A strong and steady man is more predictable and, therefore, safer. This type of man is not given to having a lot of doubts once he has decided he cares for a woman. He will not have the mood swings because he does not get as high as often.
He does not rely on the intensity of feelings that a fabulous man does. He feels deeply, but it takes him longer to achieve this emotional bond with a woman. There is less concern of him being unfaithful, of having doubts once he is in a committed relationship.
The downside of this type of man is that, at times, he will be a little boring.

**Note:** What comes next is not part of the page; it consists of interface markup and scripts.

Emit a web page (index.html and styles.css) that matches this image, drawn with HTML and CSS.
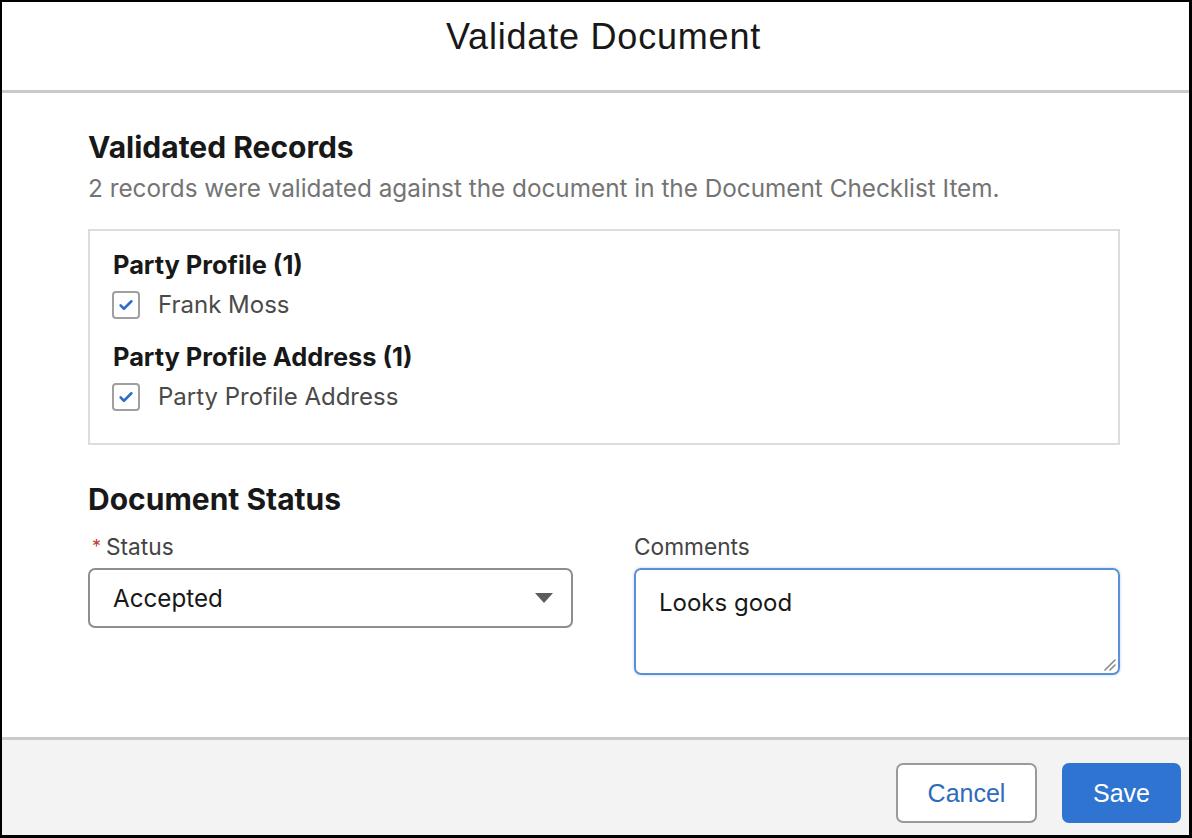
FILE: index.html
```html
<!DOCTYPE html>
<html lang="en">
<head>
    <meta charset="UTF-8">
    <meta name="viewport" content="width=device-width, initial-scale=1.0">
    <title>Validate Document</title>
    <link rel="stylesheet" href="styles.css">
</head>
<body>
    <div class="modal">
        <div class="modal-header">
            <h1 class="modal-title">Validate Document</h1>
        </div>

        <div class="modal-body">
            <h2 class="section-title">Validated Records</h2>
            <p class="section-desc">2 records were validated against the document in the Document Checklist Item.</p>

            <div class="records-box">
                <div class="record-group">
                    <div class="group-title">Party Profile (1)</div>
                    <label class="check-row">
                        <span class="checkbox">
                            <svg viewBox="0 0 24 24" width="20" height="20"><path d="M5.5 12.5l4 4L18.5 7.5" fill="none" stroke="#2d6dc6" stroke-width="3" stroke-linecap="round" stroke-linejoin="round"/></svg>
                        </span>
                        Frank Moss
                    </label>
                </div>
                <div class="record-group">
                    <div class="group-title">Party Profile Address (1)</div>
                    <label class="check-row">
                        <span class="checkbox">
                            <svg viewBox="0 0 24 24" width="20" height="20"><path d="M5.5 12.5l4 4L18.5 7.5" fill="none" stroke="#2d6dc6" stroke-width="3" stroke-linecap="round" stroke-linejoin="round"/></svg>
                        </span>
                        Party Profile Address
                    </label>
                </div>
            </div>

            <h2 class="section-title status-title">Document Status</h2>
            <div class="form-row">
                <div class="field">
                    <div class="field-label"><span class="required">*</span>Status</div>
                    <div class="select">
                        <span>Accepted</span>
                        <svg class="caret" viewBox="0 0 18 10" width="18" height="10"><path d="M0 0h18L9 10z" fill="#5c5c5c"/></svg>
                    </div>
                </div>
                <div class="field">
                    <div class="field-label">Comments</div>
                    <div class="textarea">
                        Looks good
                        <svg class="grip" viewBox="0 0 14 14" width="14" height="14"><path d="M13 3L3 13M13 8L8 13" stroke="#8a8a8a" stroke-width="1.6" stroke-linecap="round"/></svg>
                    </div>
                </div>
            </div>
        </div>

        <div class="modal-footer">
            <button class="btn btn-neutral">Cancel</button>
            <button class="btn btn-brand">Save</button>
        </div>
    </div>
</body>
</html>
```

FILE: styles.css
```css
body {
    margin: 0;
    background: #000;
    font-family: Inter, 'Liberation Sans', sans-serif;
}

.modal {
    box-sizing: border-box;
    width: 1192px;
    height: 838px;
    border: solid #000;
    border-width: 2px 3px 3px 2px;
    background: white;
    display: flex;
    flex-direction: column;
}

.modal-header {
    height: 88px;
    padding-left: 16px;
    border-bottom: 3px solid #cacaca;
    text-align: center;
}

.modal-title {
    margin: 0;
    padding-top: 12px;
    font-family: 'Liberation Sans', Arial, sans-serif;
    font-size: 36px;
    line-height: 46px;
    font-weight: normal;
    color: #181818;
    letter-spacing: 0.8px;
}

.modal-body {
    flex: 1;
    padding: 38px 69px 0 86px;
}

.section-title {
    margin: 0;
    font-size: 30px;
    line-height: 32px;
    font-weight: 700;
    color: #181818;
}

.section-desc {
    margin: 11px 0 0;
    font-size: 24.3px;
    line-height: 28px;
    color: #747474;
}

.records-box {
    margin-top: 27px;
    height: 216px;
    box-sizing: border-box;
    border: 2px solid #dddddd;
    padding: 21px 23px 0;
}

.record-group + .record-group {
    margin-top: 24px;
}

.group-title {
    font-size: 25.4px;
    line-height: 26px;
    font-weight: 700;
    color: #181818;
}

.check-row {
    margin-top: 12px;
    display: flex;
    align-items: center;
    gap: 18px;
    font-size: 24px;
    line-height: 30px;
    color: #4a4a4a;
}

.checkbox {
    box-sizing: border-box;
    width: 28px;
    height: 28px;
    margin-left: -1px;
    border: 2px solid #a0a0a0;
    border-radius: 4px;
    display: flex;
    align-items: center;
    justify-content: center;
}

.status-title {
    margin-top: 38px;
}

.form-row {
    margin-top: 20px;
    display: grid;
    grid-template-columns: 485px 486px;
    column-gap: 61px;
}

.field-label {
    font-size: 22.7px;
    line-height: 24px;
    color: #444;
    margin-bottom: 9px;
}

.required {
    display: inline-block;
    font-size: 18px;
    vertical-align: top;
    color: #c23934;
    margin: 0 5px 0 4px;
}

.select {
    box-sizing: border-box;
    height: 60px;
    border: 2px solid #8e8e8e;
    border-radius: 7px;
    padding: 0 18px 0 23px;
    display: flex;
    align-items: center;
    justify-content: space-between;
    font-size: 24.2px;
    color: #181818;
}

.textarea {
    position: relative;
    box-sizing: border-box;
    height: 107px;
    border: 2px solid #5b8fd6;
    border-radius: 7px;
    box-shadow: 0 0 3px #b7cff0;
    padding: 20px 23px;
    font-size: 24px;
    line-height: 26px;
    color: #181818;
}

.grip {
    position: absolute;
    right: 2px;
    bottom: 2px;
}

.modal-footer {
    height: 98px;
    border-top: 3px solid #cacaca;
    background: #f3f3f3;
    box-sizing: border-box;
    padding: 23px 8px 0 0;
    display: flex;
    justify-content: flex-end;
    align-items: flex-start;
    gap: 25px;
}

.btn {
    height: 60px;
    border-radius: 7px;
    font-family: 'Liberation Sans', Arial, sans-serif;
    font-size: 25px;
    cursor: pointer;
}

.btn-neutral {
    width: 141px;
    background: white;
    border: 2px solid #9a9a9a;
    color: #2f6bbd;
}

.btn-brand {
    width: 119px;
    background: #2f74d0;
    border: 2px solid #2f74d0;
    color: white;
}
```
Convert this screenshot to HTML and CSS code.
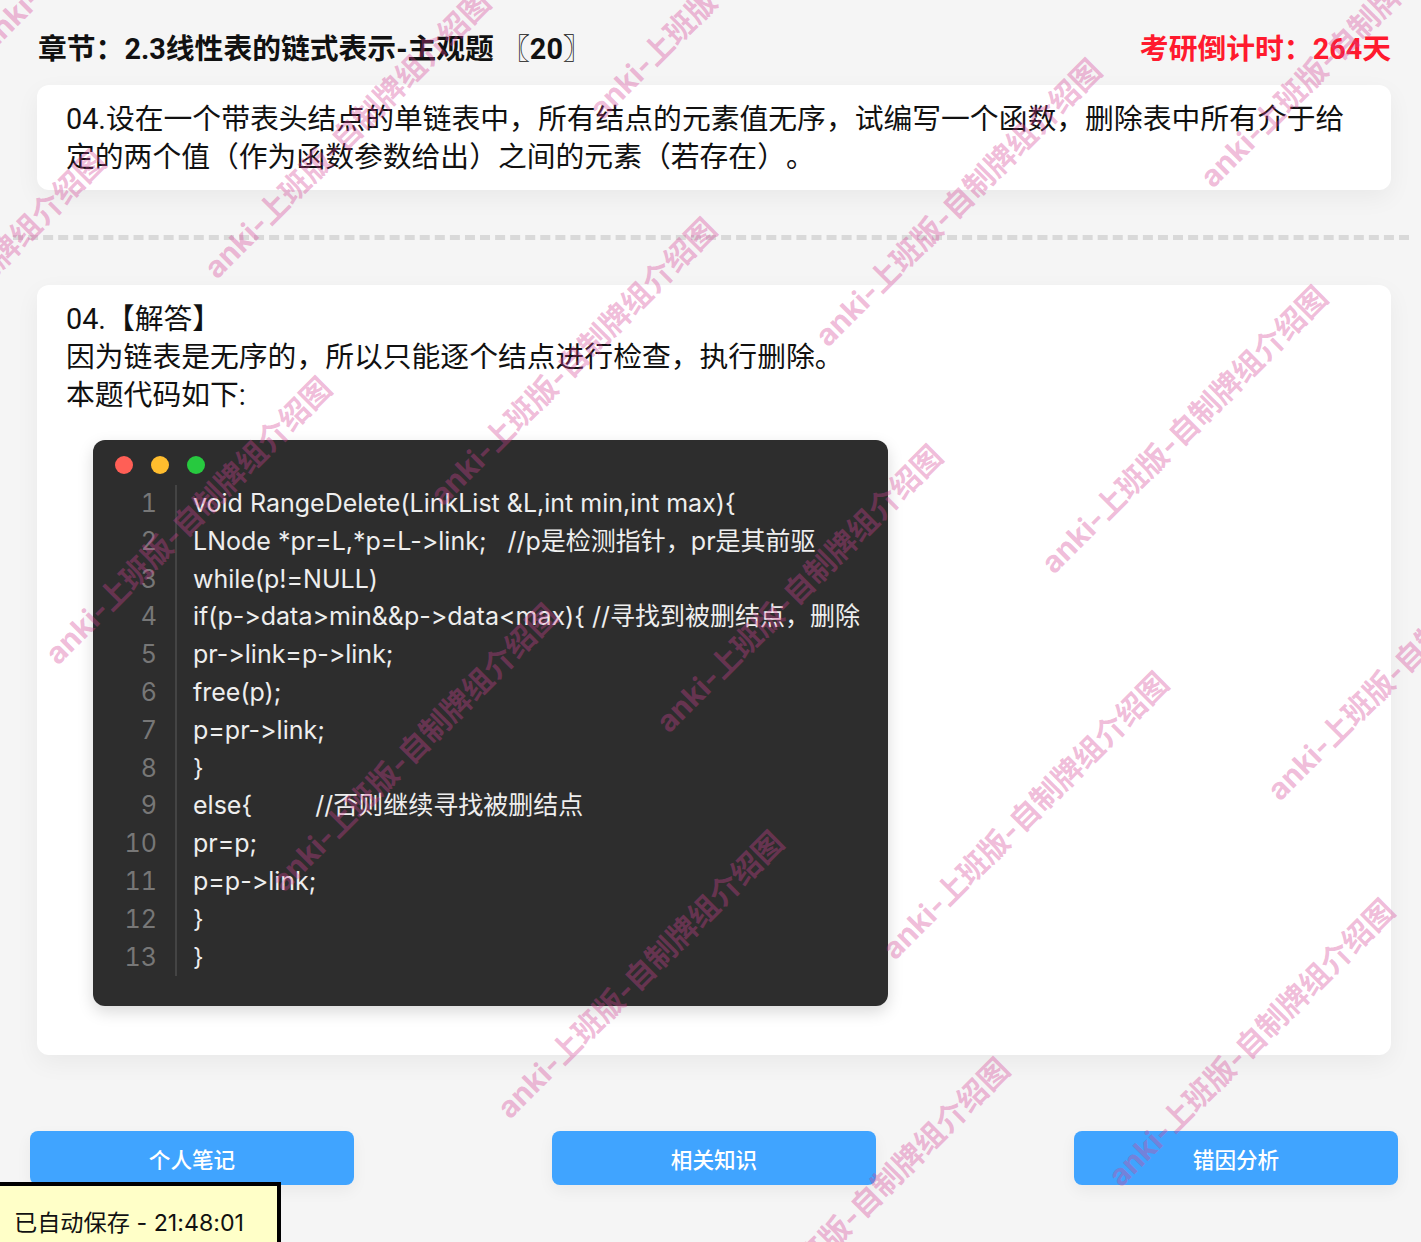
FILE: index.html
```html
<!DOCTYPE html>
<html lang="zh">
<head>
<meta charset="utf-8">
<title>章节</title>
<link rel="stylesheet" href="styles.css">
</head>
<body>
<main class="page">
  <header class="head">
    <div class="chapter">章节：2.3线性表的链式表示-主观题 〖20〗</div>
    <div class="countdown">考研倒计时：264天</div>
  </header>
  <section class="card question">04.设在一个带表头结点的单链表中，所有结点的元素值无序，试编写一个函数，删除表中所有介于给定的两个值（作为函数参数给出）之间的元素（若存在）。</section>
  <hr class="divider">
  <section class="card answer">
    <div>04.【解答】</div>
    <div>因为链表是无序的，所以只能逐个结点进行检查，执行删除。</div>
    <div>本题代码如下:</div>
    <div class="code">
      <div class="dots"><i class="dot red"></i><i class="dot yellow"></i><i class="dot green"></i></div>
      <div class="code-body">
        <div class="nums"><span>1</span><span>2</span><span>3</span><span>4</span><span>5</span><span>6</span><span>7</span><span>8</span><span>9</span><span>10</span><span>11</span><span>12</span><span>13</span></div>
        <pre class="src">void RangeDelete(LinkList &amp;L,int min,int max){
LNode *pr=L,*p=L-&gt;link;   //p是检测指针，pr是其前驱
while(p!=NULL)
if(p-&gt;data&gt;min&amp;&amp;p-&gt;data&lt;max){ //寻找到被删结点，删除
pr-&gt;link=p-&gt;link;
free(p);
p=pr-&gt;link;
}
else{         //否则继续寻找被删结点
pr=p;
p=p-&gt;link;
}
}</pre>
      </div>
    </div>
  </section>
  <nav class="actions">
    <button class="btn">个人笔记</button>
    <button class="btn">相关知识</button>
    <button class="btn">错因分析</button>
  </nav>
</main>
<div class="saved">已自动保存 - 21:48:01</div>
<svg class="marks" width="1421" height="1242" aria-hidden="true">
  <text transform="translate(-9 53) rotate(-45)">anki- 上班版-自制牌组介绍图</text>
  <text transform="translate(217 280) rotate(-45)">anki- 上班版-自制牌组介绍图</text>
  <text transform="translate(443 507) rotate(-45)">anki- 上班版-自制牌组介绍图</text>
  <text transform="translate(669 734) rotate(-45)">anki- 上班版-自制牌组介绍图</text>
  <text transform="translate(895 961) rotate(-45)">anki- 上班版-自制牌组介绍图</text>
  <text transform="translate(1121 1188) rotate(-45)">anki- 上班版-自制牌组介绍图</text>
  <text transform="translate(-168 439) rotate(-45)">anki- 上班版-自制牌组介绍图</text>
  <text transform="translate(58 666) rotate(-45)">anki- 上班版-自制牌组介绍图</text>
  <text transform="translate(284 893) rotate(-45)">anki- 上班版-自制牌组介绍图</text>
  <text transform="translate(510 1120) rotate(-45)">anki- 上班版-自制牌组介绍图</text>
  <text transform="translate(736 1347) rotate(-45)">anki- 上班版-自制牌组介绍图</text>
  <text transform="translate(602 121) rotate(-45)">anki- 上班版-自制牌组介绍图</text>
  <text transform="translate(828 348) rotate(-45)">anki- 上班版-自制牌组介绍图</text>
  <text transform="translate(1054 575) rotate(-45)">anki- 上班版-自制牌组介绍图</text>
  <text transform="translate(1280 802) rotate(-45)">anki- 上班版-自制牌组介绍图</text>
  <text transform="translate(1506 1029) rotate(-45)">anki- 上班版-自制牌组介绍图</text>
  <text transform="translate(1213 189) rotate(-45)">anki- 上班版-自制牌组介绍图</text>
  <text transform="translate(987 -38) rotate(-45)">anki- 上班版-自制牌组介绍图</text>
</svg>
</body>
</html>
```
FILE: styles.css
```css
* { box-sizing: border-box; }
html, body { margin: 0; height: 1242px; overflow: hidden; }
body {
  position: relative;
  background: #f5f5f5;
  font-family: "Roboto", "Noto Sans CJK SC", sans-serif;
  font-feature-settings: "calt" 0, "liga" 0;
  text-spacing-trim: space-all;
  color: #111;
}
.page { padding: 0 23px 0 30px; }
.head {
  display: flex;
  justify-content: space-between;
  align-items: center;
  height: 85px;
  padding: 8px 7px 0 8px;
  font-size: 28.8px;
  font-weight: 700;
}
.countdown { color: #ff1a2e; }
.card {
  background: #fff;
  margin: 0 7px;
  border-radius: 12px;
  box-shadow: 0 8px 24px rgba(0, 0, 0, 0.05);
  font-size: 28.8px;
  line-height: 38px;
  padding: 15px 29px 0;
}
.question { height: 105px; }
.divider {
  border: 0;
  border-top: 5px dashed #d9d9d9;
  margin: 45px -11px 45px -17px;
}
.answer { height: 770px; }
.code {
  width: 795px;
  height: 566px;
  margin: 26px 0 0 27px;
  background: #2d2d2d;
  border-radius: 12px;
  box-shadow: 0 6px 16px rgba(0, 0, 0, 0.15);
  padding: 16px 22px;
  color: #eee;
  font-family: "Inter", "Noto Sans CJK SC", sans-serif;
  font-size: 25px;
  line-height: 37.8px;
}
.dots { display: flex; gap: 18px; height: 18px; }
.dot { width: 18px; height: 18px; border-radius: 50%; }
.red { background: #ff5f56; }
.yellow { background: #ffbd2e; }
.green { background: #27c93f; }
.code-body { display: flex; margin-top: 11px; }
.nums {
  display: flex;
  flex-direction: column;
  align-items: flex-end;
  width: 62px;
  padding-right: 18px;
  border-right: 2px solid #444;
  color: #777;
  font-variant-numeric: tabular-nums;
}
.src {
  margin: 0 0 0 16px;
  font: inherit;
  white-space: pre;
}
.actions {
  display: flex;
  justify-content: space-between;
  margin-top: 76px;
}
.btn {
  width: 324px;
  height: 54px;
  border: 0;
  border-radius: 8px;
  background: #40a4ff;
  color: #fff;
  font: 500 21.6px "Roboto", "Noto Sans CJK SC", sans-serif;
  box-shadow: 0 6px 16px rgba(0, 0, 0, 0.05);
}
.saved {
  position: absolute;
  left: -4px;
  top: 1182px;
  width: 285px;
  height: 70px;
  padding: 14px 0 0 14px;
  background: #ffffc8;
  border: 4px solid #000;
  font-family: "Inter", "Noto Sans CJK SC", sans-serif;
  font-size: 23.2px;
  line-height: 46px;
}
.marks {
  position: absolute;
  left: 0;
  top: 0;
  pointer-events: none;
}
.marks text {
  font-family: "Inter", "Noto Sans CJK SC", sans-serif;
  font-size: 30px;
  font-weight: 700;
  word-spacing: -7px;
  fill: rgba(213, 66, 149, 0.36);
}
```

In reality, he really isn't boring, but whenever anything is safe, it feels a little dull. A safe job, a safe stock portfolio and safe friends all aren't as exciting because there isn't as much to lose. The strong and steady man, because of his predictability, won't provide as many emotional swings that some women crave.
When I go over this with a client, inevitably what they say is, "I like a mixture of both." Remember, every man is a mixture of both, but they will have one primary style of relating to the world.
If you insist on having a perfect mixture of both (50-50), then what you really want in a husband is a father figure.
My daughter at the time of this writing is three years old. As her father, I am supposed to be fabulous and strong. What enables me to do this with her is that I am completely in charge of her life.
I do not depend on my daughter for my emotional well being. A man who is both doesn't need a woman in his life unless he's looking for a woman to dominate.
He doesn't need anyone to make him be complete. He's complete in and of himself, or in other words, he's narcissistic. So the simple version about determining what type of man you want is, would you rather have a man that is going to scare you at times (with his self doubts or temper) or would you rather have a man who will bore you at times (with his steadiness and strength)?
Not all the time, not even most of the time, but these uncomfortable traits will appear because every gift comes with a shadow.
Remember You can have either type of man you want, but the type of man you pick determines how you have to interact with him to maintain a relationship.